China’s FC-31 Fighter May Be Slated for Carrier Ops
by Chen Chuanren – February 23, 2017, 3:31 AM
Following the first flight of a second Shenyang FC-31 prototype, on December 23 last year, there are now discussions within the Chinese media that the improved aircraft might be slated for operations on the new Chinese carrier fleet. The aircraft has been named the “Gryfalcon.”
The second prototype is similarly configured to the model that was displayed at China’s Zhuhai Airshow last November. It features some common design elements to the Chengdu J-20 stealth fighter, such as cropped vertical stabilizers. It also has an Electro Optic Targeting Sight (EOTS) under the nose. In an interview on Chinese television, military analyst Chen Hu said that it is not surprising to see elements of the J-20 on the FC-31, since both jets are being developed by the state-owned Aviation Industry Corporation of China (AIVC).
A new scale model of the FC-31 on display in the Shenyang Aviation Museum carries Chinese naval insignia, further hinting at a planned carrier capability for the aircraft. The museum is owned by the Shenyang Aircraft Corporation. Like most carrier-borne aircraft, the FC-31 has a twin nose gear, and it was recently reported that the third Chinese aircraft carrier would be fitted with three steam catapults.
Chen also noted that the smaller and lighter footprint of the FC-31 gives it an advantage on a carrier’s limited deck space. Moreover, Shenyang would have an advantage over other Chinese aerospace companies, because of its experience in adapting the Su-27 for Chinese naval use as the J-15.
Specifications revealed at the Zhuhai Airshow suggest that the length of the Gryfalcon has increased from 16.8 meters to 17.5 meters. The maximum takeoff weight has increased by three tonnes to 28 tonnes. In addition, the wheel wells of the second prototype are significantly smaller, allowing for a larger internal weapons bay, capable of accommodating up to 8 tonnes of armaments.
The aircraft was originally powered by the Russian-supplied Klimov R-93 turbofans, but Chinese analysts have noted that the latest test flight did not produce the thick exhaust smoke seen in earlier flights.

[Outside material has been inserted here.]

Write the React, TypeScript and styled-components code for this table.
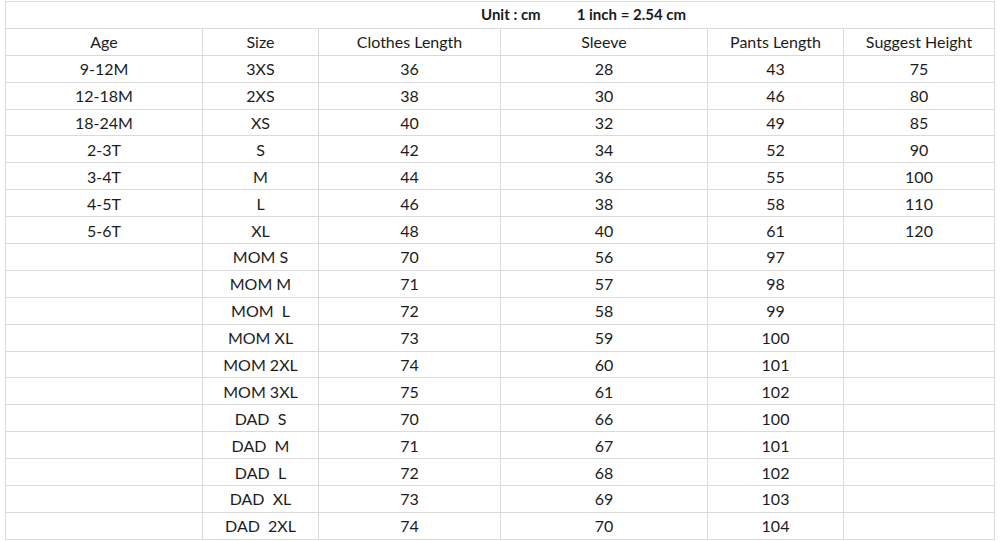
import styled, { createGlobalStyle } from 'styled-components';

const GlobalStyle = createGlobalStyle`
  html, body {
    margin: 0;
    padding: 0;
    background: #ffffff;
  }
  body {
    padding: 1px 0 0 5px;
    font-family: Lato, "Open Sans", sans-serif;
    color: #1c1c1c;
  }
`;

const SizeTable = styled.table`
  border-collapse: collapse;
  table-layout: fixed;
  width: 990px;
`;

const Cell = styled.td<{ $pre?: boolean }>`
  height: 25.9px;
  padding: 0;
  border: 1px solid #dadada;
  text-align: center;
  vertical-align: middle;
  font-size: 16px;
  line-height: 25px;
  white-space: ${(p) => (p.$pre ? 'pre' : 'nowrap')};
`;

const UnitCell = styled.td`
  height: 25.9px;
  padding: 0;
  border: 1px solid #dadada;
`;

const UnitLine = styled.div`
  display: flex;
  gap: 36px;
  padding-left: 475px;
  font-size: 15px;
  font-weight: 700;
  line-height: 25px;
  white-space: pre;
`;

const columns = [197, 116, 182, 207, 136, 151];
const headers = ['Age', 'Size', 'Clothes Length', 'Sleeve', 'Pants Length', 'Suggest Height'];

const rows: string[][] = [
  ['9-12M', '3XS', '36', '28', '43', '75'],
  ['12-18M', '2XS', '38', '30', '46', '80'],
  ['18-24M', 'XS', '40', '32', '49', '85'],
  ['2-3T', 'S', '42', '34', '52', '90'],
  ['3-4T', 'M', '44', '36', '55', '100'],
  ['4-5T', 'L', '46', '38', '58', '110'],
  ['5-6T', 'XL', '48', '40', '61', '120'],
  ['', 'MOM S', '70', '56', '97', ''],
  ['', 'MOM M', '71', '57', '98', ''],
  ['', 'MOM  L', '72', '58', '99', ''],
  ['', 'MOM XL', '73', '59', '100', ''],
  ['', 'MOM 2XL', '74', '60', '101', ''],
  ['', 'MOM 3XL', '75', '61', '102', ''],
  ['', 'DAD  S', '70', '66', '100', ''],
  ['', 'DAD  M', '71', '67', '101', ''],
  ['', 'DAD  L', '72', '68', '102', ''],
  ['', 'DAD  XL', '73', '69', '103', ''],
  ['', 'DAD  2XL', '74', '70', '104', ''],
];

export default function App() {
  return (
    <>
      <GlobalStyle />
      <SizeTable>
        <colgroup>
          {columns.map((w, i) => (
            <col key={i} style={{ width: w }} />
          ))}
        </colgroup>
        <tbody>
          <tr>
            <UnitCell colSpan={6}>
              <UnitLine>
                <span>Unit : cm</span>
                <span>1 inch = 2.54 cm</span>
              </UnitLine>
            </UnitCell>
          </tr>
          <tr>
            {headers.map((h) => (
              <Cell key={h}>{h}</Cell>
            ))}
          </tr>
          {rows.map((r, i) => (
            <tr key={i}>
              {r.map((v, j) => (
                <Cell key={j} $pre={j === 1}>
                  {v}
                </Cell>
              ))}
            </tr>
          ))}
        </tbody>
      </SizeTable>
    </>
  );
}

This suggests that the second FC-31 has new powerplants.
The FC-31 is self-funded by Shenyang, which is hoping to export it. The current list price for the Chinese is at $70 million, significantly lower than the F-35A Lightning II. In 2014, Pakistan’s defense production minister Rana Tanveer Hussain stated his country’s interest in procuring 30-40 FC-31. Discussions have since reportedly advanced beyond the initial phase.